Behavior is more predictable than you might realize. Some habits you acquired as children stay with you all of your life. Although many people don’t like to be thought of as predictable, they don’t mind when others say they are dependable. Dependable by another name is predictable. Those who are dependable do what they say they will do and that allows one to predict the future to some extent. The best predictor of what people will do today is what they did yesterday. This includes what we call habits or patterns of behavior and reflects such things as observed thinking styles (the logical assembly of words in patterns) and observed problem-solving approaches that are highly consistent over time and situations.

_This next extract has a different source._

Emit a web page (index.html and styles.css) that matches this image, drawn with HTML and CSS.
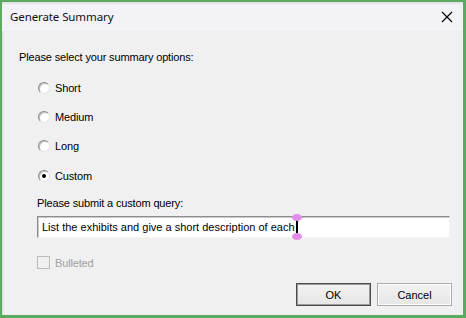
FILE: index.html
```html
<!DOCTYPE html>
<html lang="en">
<head>
  <meta charset="UTF-8" />
  <title>Generate Summary</title>
  <link rel="stylesheet" href="styles.css">
</head>
<body>

<div class="window">
  <div class="titlebar">
    <span class="title">Generate Summary</span>
    <svg class="close" width="12" height="12" viewBox="0 0 12 12">
      <path d="M1 1 L11 11 M11 1 L1 11" stroke="#000" stroke-width="1.2" fill="none"/>
    </svg>
  </div>

  <div class="content">
    <p class="label">Please select your summary options:</p>

    <div class="options">
      <label class="radio"><span class="dot"></span>Short</label>
      <label class="radio"><span class="dot"></span>Medium</label>
      <label class="radio"><span class="dot"></span>Long</label>
      <label class="radio checked"><span class="dot"></span>Custom</label>
    </div>

    <div class="query">
      <p class="label">Please submit a custom query:</p>
      <div class="edit">
        <span class="edit-text">List the exhibits and give a short description of each</span>
        <span class="caret">
          <span class="handle top"></span>
          <span class="handle bottom"></span>
        </span>
      </div>
      <label class="check disabled"><span class="box"></span>Bulleted</label>
    </div>

    <div class="buttons">
      <button class="btn default">OK</button>
      <button class="btn">Cancel</button>
    </div>
  </div>
</div>

</body>
</html>
```

FILE: styles.css
```css
html, body {
  margin: 0;
  padding: 0;
  background: #5aab5f;
}
.window {
  box-sizing: border-box;
  width: 466px;
  height: 318px;
  border: solid #5aab5f;
  border-width: 2px 3px 3px 2px;
  display: flex;
  flex-direction: column;
  font-family: "Liberation Sans", Arial, sans-serif;
  font-size: 11px;
  letter-spacing: -0.15px;
  color: #000;
}
.titlebar {
  height: 29px;
  flex: none;
  display: flex;
  align-items: center;
  justify-content: space-between;
  padding: 0 10px 0 8px;
  background: linear-gradient(to bottom, #dedde2 0, #f3f2f6 3px, #f3f2f6 100%);
}
.title {
  font-family: "Noto Sans", "Open Sans", sans-serif;
  font-size: 11.5px;
  letter-spacing: -0.1px;
  color: #111;
}
.close {
  display: block;
}
.content {
  flex: 1;
  background: #f0f0f0;
  box-shadow: inset 2px 0 2px -1px #d8d8d8;
  padding: 0 10px 0 17px;
  display: flex;
  flex-direction: column;
}
.label {
  margin: 0;
  line-height: 13px;
}
.content > .label {
  margin-top: 20px;
}
.options {
  display: flex;
  flex-direction: column;
  gap: 16px;
  margin: 17px 0 0 19px;
}
.radio {
  display: flex;
  align-items: center;
  height: 13px;
  gap: 5px;
}
.radio.checked {
  margin-top: 1px;
}
.dot {
  box-sizing: border-box;
  width: 12px;
  height: 12px;
  border-radius: 50%;
  background: #fff;
  border: 1px solid;
  border-color: #8a8a8a #e4e4e4 #e4e4e4 #8a8a8a;
  box-shadow: inset 1px 1px 0 #c0c0c0;
  position: relative;
}
.checked .dot::after {
  content: "";
  position: absolute;
  left: 3px;
  top: 3px;
  width: 4px;
  height: 4px;
  border-radius: 50%;
  background: #000;
}
.query {
  margin: 15px 0 0 18px;
}
.edit {
  box-sizing: border-box;
  margin-top: 6px;
  width: 413px;
  height: 22px;
  background: #fff;
  border: 1px solid;
  border-color: #8d8d8d #f4f4f4 #f4f4f4 #8d8d8d;
  box-shadow: inset 1px 1px 0 #c8c8c8;
  display: flex;
  align-items: center;
  padding-left: 4px;
  font-size: 11px;
  letter-spacing: 0;
}
.caret {
  position: relative;
  width: 2px;
  height: 14px;
  background: #000;
  margin-left: 1px;
}
.handle {
  position: absolute;
  left: -4px;
  width: 10px;
  height: 7px;
  border-radius: 50%;
  background: #e08ce8;
}
.handle.top {
  top: -6px;
}
.handle.bottom {
  bottom: -6px;
}
.check {
  display: flex;
  align-items: center;
  gap: 5px;
  margin-top: 18px;
  height: 13px;
}
.check.disabled {
  color: #a0a0a0;
}
.box {
  box-sizing: border-box;
  width: 13px;
  height: 13px;
  border: 1px solid #bcbcbc;
  background: #f0f0f0;
}
.buttons {
  display: flex;
  justify-content: flex-end;
  gap: 6px;
  margin-top: 14px;
  padding-right: 1px;
}
.btn {
  width: 75px;
  height: 23px;
  font-family: "Liberation Sans", Arial, sans-serif;
  font-size: 11px;
  color: #000;
  background: linear-gradient(to bottom, #f2f2f2, #e6e6e6);
  border: 1px solid #acacac;
  box-shadow: inset 0 0 0 1px #fcfcfc;
  padding: 0;
}
.btn.default {
  border: 1px solid #4a4a4a;
  box-shadow: inset 0 0 0 1px #9c9c9c;
}
```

People often react negatively to the idea that there are laws that govern behavior. These same people do not object to the fact that the law of gravity also governs our behavior. We make choices based on the law of gravity, whether we have been schooled in physics or not. A scientific understanding of gravity allows us to invent things that make work easier, allows people to travel faster and farther, and in other ways increases the enjoyment of life. In the same way, our knowledge of the laws of behavior does not change how they affect our behavior but guides us in developing effective, efficient, and satisfactory interactions with others at work and at home. If you do not have this knowledge, the behavior of others will continuously frustrate and baffle you.
The key to producing consistent results in business and industry is the effective management of behavior; it is behavior change that produces measurable results. Businesses run on human behavior, and anything else — downsizing, re-engineering, or changing selection profiles — will be less successful. Managing by results can lead to a Watergate-scale disaster; micromanaging, a punitive approach, clearly reduces employee growth and creativity. The laws of behavior as we understand them allow managers and supervisors to arrange conditions that produce predictable patterns of behavior that are consistently productive over time. This goal is easily within reach of behaviorally trained business owners, managers, and supervisors.